**PROMPT**
Every line holding the string "components" should be gathered.
----
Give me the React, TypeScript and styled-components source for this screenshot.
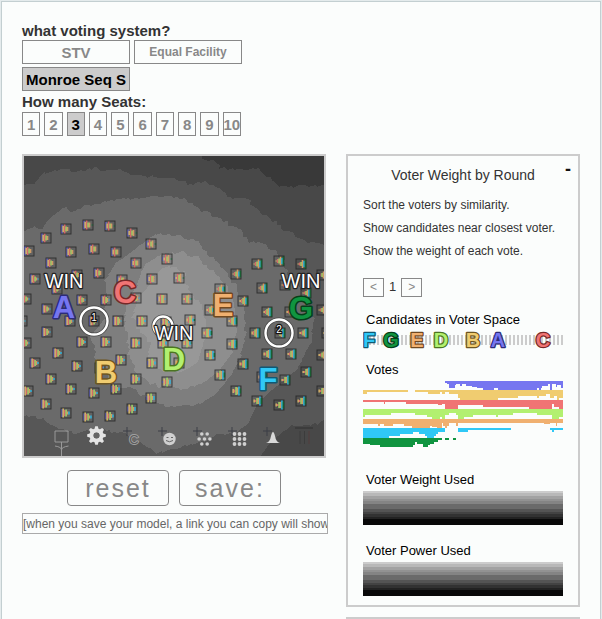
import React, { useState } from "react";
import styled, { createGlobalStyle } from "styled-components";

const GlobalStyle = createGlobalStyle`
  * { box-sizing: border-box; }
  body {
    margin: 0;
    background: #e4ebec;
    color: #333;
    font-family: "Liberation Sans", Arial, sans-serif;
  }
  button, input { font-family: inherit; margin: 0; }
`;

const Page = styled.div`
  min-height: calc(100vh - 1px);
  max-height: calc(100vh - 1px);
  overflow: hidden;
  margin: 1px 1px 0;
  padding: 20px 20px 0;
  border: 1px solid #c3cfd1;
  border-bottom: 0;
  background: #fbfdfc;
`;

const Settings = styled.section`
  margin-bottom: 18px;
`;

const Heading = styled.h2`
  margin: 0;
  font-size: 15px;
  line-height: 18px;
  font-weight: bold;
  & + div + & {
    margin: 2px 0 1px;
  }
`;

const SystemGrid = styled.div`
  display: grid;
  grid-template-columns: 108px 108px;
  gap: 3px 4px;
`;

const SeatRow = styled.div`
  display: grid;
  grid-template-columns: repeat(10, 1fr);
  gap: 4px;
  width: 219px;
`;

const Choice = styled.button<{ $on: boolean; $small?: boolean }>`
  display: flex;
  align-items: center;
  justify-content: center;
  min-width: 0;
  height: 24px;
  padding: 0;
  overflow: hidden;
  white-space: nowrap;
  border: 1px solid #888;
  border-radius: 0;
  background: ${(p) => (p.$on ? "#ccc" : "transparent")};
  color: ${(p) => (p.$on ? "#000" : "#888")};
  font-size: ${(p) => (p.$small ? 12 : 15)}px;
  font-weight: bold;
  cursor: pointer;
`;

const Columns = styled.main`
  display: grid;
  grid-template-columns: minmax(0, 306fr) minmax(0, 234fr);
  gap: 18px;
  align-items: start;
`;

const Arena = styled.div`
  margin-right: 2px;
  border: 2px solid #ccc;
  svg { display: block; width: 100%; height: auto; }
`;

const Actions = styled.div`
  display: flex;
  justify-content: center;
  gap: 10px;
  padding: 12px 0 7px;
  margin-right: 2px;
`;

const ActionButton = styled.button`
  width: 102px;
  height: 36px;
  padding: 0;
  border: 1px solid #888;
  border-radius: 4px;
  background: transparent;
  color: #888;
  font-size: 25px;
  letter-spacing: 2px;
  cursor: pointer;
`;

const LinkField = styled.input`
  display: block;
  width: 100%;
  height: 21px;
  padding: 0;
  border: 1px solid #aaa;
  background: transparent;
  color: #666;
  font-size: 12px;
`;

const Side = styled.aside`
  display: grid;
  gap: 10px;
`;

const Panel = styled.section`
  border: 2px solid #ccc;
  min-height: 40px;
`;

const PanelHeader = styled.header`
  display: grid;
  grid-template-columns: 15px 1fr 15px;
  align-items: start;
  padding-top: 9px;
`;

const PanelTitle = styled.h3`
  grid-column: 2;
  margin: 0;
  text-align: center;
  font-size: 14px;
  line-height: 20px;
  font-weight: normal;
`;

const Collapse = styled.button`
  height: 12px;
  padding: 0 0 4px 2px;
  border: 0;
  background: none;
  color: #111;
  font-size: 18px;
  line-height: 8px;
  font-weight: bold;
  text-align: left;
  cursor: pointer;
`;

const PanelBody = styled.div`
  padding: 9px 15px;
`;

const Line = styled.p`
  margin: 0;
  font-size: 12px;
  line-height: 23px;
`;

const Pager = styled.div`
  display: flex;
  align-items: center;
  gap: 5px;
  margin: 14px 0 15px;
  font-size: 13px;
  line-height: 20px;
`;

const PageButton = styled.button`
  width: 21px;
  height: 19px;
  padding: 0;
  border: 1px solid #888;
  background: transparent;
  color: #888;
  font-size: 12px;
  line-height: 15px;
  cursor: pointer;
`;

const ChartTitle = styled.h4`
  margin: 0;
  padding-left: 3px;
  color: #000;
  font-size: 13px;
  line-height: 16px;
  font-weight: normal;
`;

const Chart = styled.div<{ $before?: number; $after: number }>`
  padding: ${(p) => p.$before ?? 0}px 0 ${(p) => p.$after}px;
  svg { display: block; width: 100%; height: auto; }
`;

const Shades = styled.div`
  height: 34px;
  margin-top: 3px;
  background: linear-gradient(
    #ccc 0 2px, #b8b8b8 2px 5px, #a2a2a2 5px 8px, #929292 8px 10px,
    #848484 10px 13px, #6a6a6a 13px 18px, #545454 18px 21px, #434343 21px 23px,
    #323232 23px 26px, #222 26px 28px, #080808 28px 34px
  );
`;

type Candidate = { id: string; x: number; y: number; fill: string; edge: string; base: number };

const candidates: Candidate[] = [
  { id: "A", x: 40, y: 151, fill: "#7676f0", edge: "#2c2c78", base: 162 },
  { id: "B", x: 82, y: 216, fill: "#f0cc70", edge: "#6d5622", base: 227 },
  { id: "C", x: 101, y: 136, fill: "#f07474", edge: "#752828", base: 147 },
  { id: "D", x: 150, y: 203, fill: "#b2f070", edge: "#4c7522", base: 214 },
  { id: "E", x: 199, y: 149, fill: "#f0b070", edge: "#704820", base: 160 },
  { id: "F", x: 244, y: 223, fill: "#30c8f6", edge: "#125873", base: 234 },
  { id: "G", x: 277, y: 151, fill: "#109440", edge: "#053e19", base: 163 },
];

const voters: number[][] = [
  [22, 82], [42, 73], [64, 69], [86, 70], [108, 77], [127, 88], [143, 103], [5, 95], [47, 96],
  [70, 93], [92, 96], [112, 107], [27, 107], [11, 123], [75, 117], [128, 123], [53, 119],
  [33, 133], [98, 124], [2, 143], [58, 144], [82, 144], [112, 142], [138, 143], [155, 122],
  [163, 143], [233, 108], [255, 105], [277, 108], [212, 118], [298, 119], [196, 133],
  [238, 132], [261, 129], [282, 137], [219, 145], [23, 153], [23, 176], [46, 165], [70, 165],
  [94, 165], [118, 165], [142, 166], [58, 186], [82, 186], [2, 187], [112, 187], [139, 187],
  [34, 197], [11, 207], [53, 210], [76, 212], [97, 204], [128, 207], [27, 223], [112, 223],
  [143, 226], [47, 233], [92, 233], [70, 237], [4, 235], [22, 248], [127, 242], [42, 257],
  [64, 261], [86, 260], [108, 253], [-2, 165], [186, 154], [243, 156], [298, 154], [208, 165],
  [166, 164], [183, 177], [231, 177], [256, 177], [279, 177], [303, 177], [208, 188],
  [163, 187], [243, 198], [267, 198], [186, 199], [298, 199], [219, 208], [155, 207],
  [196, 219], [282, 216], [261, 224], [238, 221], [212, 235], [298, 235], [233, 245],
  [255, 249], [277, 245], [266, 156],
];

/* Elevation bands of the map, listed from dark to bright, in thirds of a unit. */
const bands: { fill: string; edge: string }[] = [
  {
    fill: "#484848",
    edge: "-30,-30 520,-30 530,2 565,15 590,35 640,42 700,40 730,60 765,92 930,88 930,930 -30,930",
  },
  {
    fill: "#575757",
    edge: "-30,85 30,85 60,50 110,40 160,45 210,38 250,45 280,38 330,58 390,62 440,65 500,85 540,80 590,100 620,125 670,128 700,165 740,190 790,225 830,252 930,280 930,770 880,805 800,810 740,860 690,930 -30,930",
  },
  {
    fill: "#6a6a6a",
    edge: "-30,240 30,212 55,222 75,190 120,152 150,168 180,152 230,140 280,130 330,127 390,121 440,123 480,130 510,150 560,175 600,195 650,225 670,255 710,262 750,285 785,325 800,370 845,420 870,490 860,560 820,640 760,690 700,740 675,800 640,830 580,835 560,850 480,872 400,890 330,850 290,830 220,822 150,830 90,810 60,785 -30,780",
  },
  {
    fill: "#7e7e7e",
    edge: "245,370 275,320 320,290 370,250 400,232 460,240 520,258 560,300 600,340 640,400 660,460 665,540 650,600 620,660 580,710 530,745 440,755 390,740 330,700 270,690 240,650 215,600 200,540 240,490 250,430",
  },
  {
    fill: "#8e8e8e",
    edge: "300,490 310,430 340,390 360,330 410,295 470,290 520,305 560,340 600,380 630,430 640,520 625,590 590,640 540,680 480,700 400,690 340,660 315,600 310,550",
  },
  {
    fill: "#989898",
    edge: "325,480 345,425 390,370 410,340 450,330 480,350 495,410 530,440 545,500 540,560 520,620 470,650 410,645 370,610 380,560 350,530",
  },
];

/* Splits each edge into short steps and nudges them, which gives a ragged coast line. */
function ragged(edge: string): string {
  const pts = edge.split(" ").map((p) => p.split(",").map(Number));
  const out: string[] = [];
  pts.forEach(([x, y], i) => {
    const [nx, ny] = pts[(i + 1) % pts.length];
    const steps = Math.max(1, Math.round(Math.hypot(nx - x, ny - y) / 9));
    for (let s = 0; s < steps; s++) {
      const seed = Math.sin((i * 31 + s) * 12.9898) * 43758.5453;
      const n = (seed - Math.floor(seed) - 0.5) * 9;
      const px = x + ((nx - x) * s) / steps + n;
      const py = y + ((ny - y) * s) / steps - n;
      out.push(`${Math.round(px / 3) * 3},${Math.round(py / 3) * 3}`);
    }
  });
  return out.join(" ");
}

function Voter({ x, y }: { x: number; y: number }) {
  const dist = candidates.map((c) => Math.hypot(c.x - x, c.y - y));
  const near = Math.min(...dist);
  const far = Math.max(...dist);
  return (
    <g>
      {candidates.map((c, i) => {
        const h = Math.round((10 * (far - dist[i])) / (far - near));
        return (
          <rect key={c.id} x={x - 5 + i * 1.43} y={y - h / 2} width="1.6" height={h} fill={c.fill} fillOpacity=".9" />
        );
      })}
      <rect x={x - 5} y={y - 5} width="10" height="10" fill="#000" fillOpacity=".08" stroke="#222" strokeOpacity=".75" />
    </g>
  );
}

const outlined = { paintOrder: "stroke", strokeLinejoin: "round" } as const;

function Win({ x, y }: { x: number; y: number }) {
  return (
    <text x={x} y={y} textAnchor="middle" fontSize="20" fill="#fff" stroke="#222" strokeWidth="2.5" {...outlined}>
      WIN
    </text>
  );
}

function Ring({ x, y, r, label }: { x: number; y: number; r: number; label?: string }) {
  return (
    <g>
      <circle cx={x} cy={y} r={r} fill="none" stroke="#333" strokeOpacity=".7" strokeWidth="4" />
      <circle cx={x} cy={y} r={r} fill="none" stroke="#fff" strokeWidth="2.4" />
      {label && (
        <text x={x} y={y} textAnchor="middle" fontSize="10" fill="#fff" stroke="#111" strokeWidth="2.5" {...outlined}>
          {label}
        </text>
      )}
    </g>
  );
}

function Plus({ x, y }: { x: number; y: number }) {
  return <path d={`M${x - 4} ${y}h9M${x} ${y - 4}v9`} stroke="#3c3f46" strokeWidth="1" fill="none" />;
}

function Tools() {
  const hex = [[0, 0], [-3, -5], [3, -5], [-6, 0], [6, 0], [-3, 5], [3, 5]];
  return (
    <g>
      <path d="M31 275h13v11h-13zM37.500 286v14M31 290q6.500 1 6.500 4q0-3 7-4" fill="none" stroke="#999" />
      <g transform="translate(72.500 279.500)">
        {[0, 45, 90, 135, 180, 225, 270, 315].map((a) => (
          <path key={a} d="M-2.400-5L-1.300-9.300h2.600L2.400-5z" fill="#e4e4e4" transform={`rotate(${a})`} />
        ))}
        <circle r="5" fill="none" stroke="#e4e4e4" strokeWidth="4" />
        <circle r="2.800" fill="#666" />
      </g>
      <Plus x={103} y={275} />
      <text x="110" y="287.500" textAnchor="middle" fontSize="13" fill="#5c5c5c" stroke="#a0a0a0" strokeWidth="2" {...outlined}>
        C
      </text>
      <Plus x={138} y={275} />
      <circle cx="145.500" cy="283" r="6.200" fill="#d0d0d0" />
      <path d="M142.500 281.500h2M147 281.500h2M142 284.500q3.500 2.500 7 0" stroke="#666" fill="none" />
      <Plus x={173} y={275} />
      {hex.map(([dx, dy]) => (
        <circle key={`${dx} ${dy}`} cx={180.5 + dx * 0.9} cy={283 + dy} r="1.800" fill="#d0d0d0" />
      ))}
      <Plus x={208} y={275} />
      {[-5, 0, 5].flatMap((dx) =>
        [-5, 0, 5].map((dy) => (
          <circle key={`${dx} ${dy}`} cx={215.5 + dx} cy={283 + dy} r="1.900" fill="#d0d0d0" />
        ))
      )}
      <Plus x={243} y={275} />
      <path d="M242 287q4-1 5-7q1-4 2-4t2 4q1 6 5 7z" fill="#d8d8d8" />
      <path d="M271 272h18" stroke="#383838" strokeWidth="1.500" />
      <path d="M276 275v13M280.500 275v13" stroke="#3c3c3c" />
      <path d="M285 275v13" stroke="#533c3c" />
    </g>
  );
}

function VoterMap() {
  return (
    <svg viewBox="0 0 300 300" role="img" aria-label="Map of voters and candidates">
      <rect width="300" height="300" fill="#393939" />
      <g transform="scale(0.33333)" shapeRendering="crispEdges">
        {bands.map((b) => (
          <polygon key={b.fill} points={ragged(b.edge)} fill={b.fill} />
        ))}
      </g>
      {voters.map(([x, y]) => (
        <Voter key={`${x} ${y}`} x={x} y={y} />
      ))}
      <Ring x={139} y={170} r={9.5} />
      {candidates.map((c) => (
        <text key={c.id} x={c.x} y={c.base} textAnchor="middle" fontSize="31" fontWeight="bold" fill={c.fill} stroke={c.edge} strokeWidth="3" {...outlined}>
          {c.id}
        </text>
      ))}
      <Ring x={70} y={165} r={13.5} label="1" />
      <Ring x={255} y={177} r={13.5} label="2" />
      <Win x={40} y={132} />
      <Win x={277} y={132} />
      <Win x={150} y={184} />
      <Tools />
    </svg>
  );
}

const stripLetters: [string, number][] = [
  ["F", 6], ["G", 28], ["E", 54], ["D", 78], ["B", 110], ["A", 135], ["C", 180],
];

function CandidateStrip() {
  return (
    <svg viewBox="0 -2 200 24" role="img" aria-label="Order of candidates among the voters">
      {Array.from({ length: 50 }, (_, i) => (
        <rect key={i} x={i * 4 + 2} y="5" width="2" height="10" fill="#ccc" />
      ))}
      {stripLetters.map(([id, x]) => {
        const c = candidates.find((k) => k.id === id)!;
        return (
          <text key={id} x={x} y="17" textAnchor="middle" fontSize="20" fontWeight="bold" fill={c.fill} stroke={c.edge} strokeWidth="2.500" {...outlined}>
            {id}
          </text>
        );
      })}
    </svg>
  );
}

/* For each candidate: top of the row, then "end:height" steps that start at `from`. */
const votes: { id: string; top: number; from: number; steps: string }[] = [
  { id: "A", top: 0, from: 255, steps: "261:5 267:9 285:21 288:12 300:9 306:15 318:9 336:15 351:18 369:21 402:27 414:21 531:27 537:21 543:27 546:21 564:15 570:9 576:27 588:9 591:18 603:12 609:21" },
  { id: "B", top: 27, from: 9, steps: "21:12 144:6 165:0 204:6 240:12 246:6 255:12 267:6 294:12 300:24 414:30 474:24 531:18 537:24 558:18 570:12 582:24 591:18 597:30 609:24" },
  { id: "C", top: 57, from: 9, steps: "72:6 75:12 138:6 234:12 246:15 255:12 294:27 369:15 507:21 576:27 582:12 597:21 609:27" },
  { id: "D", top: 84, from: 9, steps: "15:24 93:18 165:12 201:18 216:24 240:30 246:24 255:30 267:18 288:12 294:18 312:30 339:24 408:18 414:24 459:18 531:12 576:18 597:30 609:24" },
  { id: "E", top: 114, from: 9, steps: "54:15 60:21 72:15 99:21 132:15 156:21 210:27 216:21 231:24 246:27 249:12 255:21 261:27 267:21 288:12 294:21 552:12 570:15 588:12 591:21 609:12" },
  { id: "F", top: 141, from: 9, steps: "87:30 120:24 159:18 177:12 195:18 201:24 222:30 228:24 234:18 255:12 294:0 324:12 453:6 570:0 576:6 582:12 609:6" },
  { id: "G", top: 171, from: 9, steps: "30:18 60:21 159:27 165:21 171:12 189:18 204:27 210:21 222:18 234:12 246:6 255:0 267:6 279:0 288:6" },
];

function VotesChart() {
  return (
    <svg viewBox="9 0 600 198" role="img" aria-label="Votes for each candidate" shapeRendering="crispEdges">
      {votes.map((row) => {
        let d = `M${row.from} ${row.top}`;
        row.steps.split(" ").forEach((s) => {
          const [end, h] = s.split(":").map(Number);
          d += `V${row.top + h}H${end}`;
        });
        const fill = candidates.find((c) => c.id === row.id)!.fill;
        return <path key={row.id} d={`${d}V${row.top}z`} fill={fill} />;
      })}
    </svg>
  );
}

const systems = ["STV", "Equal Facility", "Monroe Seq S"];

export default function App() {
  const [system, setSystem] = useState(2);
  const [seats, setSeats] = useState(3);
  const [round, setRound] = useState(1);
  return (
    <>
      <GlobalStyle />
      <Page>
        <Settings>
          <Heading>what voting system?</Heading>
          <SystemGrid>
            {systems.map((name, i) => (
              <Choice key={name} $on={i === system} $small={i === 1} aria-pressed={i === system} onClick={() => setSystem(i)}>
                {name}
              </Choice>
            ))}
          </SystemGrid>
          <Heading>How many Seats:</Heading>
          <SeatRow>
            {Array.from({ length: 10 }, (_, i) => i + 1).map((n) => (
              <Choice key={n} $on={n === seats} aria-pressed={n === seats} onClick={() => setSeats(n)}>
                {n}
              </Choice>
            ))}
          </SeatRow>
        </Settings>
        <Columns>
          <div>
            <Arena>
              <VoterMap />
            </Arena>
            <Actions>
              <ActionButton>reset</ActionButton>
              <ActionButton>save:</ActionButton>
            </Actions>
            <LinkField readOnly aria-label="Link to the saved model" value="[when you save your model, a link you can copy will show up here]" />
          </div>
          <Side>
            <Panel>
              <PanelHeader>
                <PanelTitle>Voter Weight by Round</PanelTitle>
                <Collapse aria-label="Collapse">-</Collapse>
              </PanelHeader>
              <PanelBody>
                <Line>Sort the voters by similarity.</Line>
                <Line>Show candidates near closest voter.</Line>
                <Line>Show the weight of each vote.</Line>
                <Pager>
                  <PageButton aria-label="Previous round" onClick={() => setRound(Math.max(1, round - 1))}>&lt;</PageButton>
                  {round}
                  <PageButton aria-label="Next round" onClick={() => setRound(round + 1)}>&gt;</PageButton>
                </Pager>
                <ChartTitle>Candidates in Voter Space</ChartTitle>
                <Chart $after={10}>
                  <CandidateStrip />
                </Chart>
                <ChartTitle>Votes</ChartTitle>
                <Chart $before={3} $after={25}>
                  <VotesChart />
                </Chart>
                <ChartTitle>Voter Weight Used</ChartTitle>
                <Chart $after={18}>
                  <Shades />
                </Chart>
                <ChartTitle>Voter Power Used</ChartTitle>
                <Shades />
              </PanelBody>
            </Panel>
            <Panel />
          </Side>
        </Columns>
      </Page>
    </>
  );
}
----
**SOLVED EXERCISE**
Give me the React, TypeScript and styled-components source for this screenshot.
import styled, { createGlobalStyle } from "styled-components";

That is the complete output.